Youtube user jannu jokunen believes it to be the “first 360 video […] that works to tell a story using the medium well.”

There are, as with any journalistic medium, ethical questions here that stem from personal viewpoints on what it means to report on any battlefield. In places where human life is constantly endangered, is it exploitative to report with a technology that essentially captures an entire environment? At one point, the militia poses happily with a decapitated body of an ISIS soldier. Are there ethical questions with regard to this specific scene?

From my limited vocabulary on VR stories, this one works by far the best. In two other VR videos from the Times, 10 Shots Across the Border, and The Food Drop, a part of the feature “The Displaced,” landscape shots were used but they didn’t work for the story. Similarly, in 10 Shots, a story about a child shot to death across from the US over the Mexican border there is a scene within the confines of the child’s Grandmother’s house to which many viewers reacted badly. After entrepreneurial program students at CUNY J-School watched the story, they said the landscape was boring and they felt creepy being in someone’s living room.
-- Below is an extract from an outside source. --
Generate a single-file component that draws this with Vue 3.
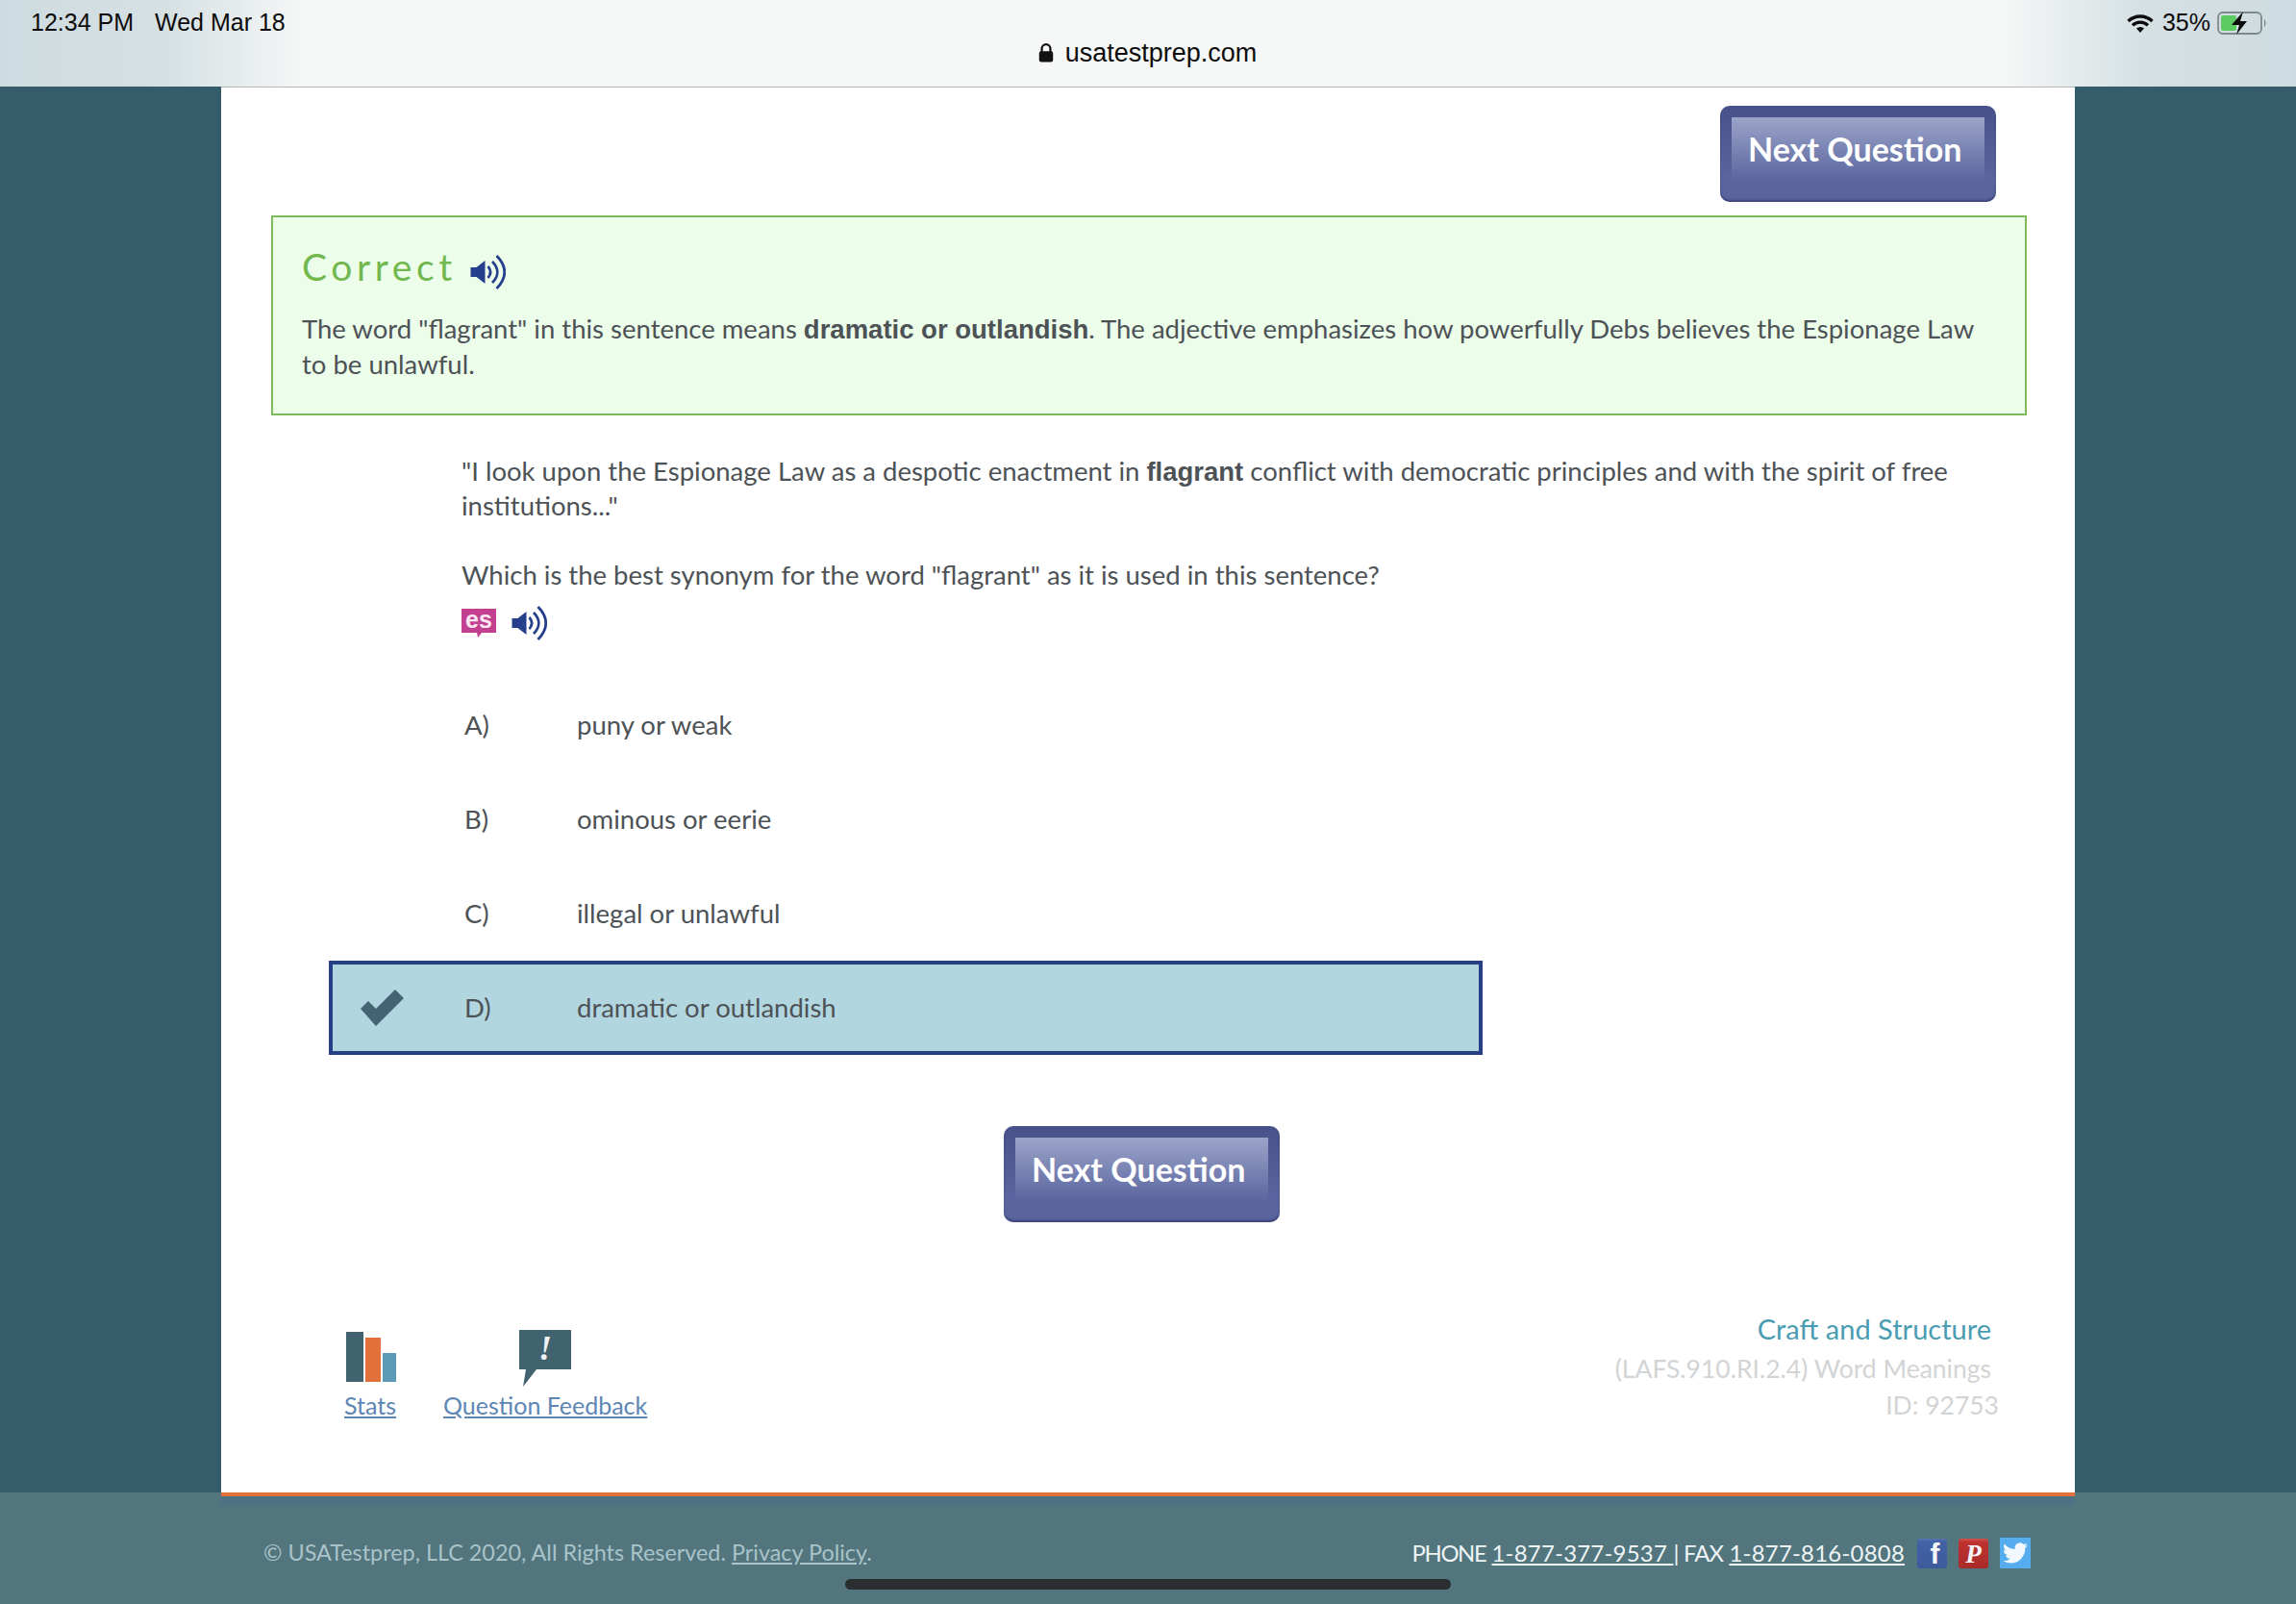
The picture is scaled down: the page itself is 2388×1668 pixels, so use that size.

My assessment is that the connection between these two reactions to two different scenes can be boiled down to a commonality between them. Neither scene did anything to progress the story. This problem doesn’t affect “The Fight…”

The landscape shots show the scale to which the city was ravaged by war, and the downtime with both the militia and with refugees build characters within the framework of the story.

It’s important to note that both VR stories were done earlier than Solomon’s piece. The Displaced was published nine months earlier, and 10 Shots was published in March 2016. The extent to which the technology changed in that time was minimal. The improvement came in the usage. The best we could expect of such a game changing tech is that the uses will be perfected.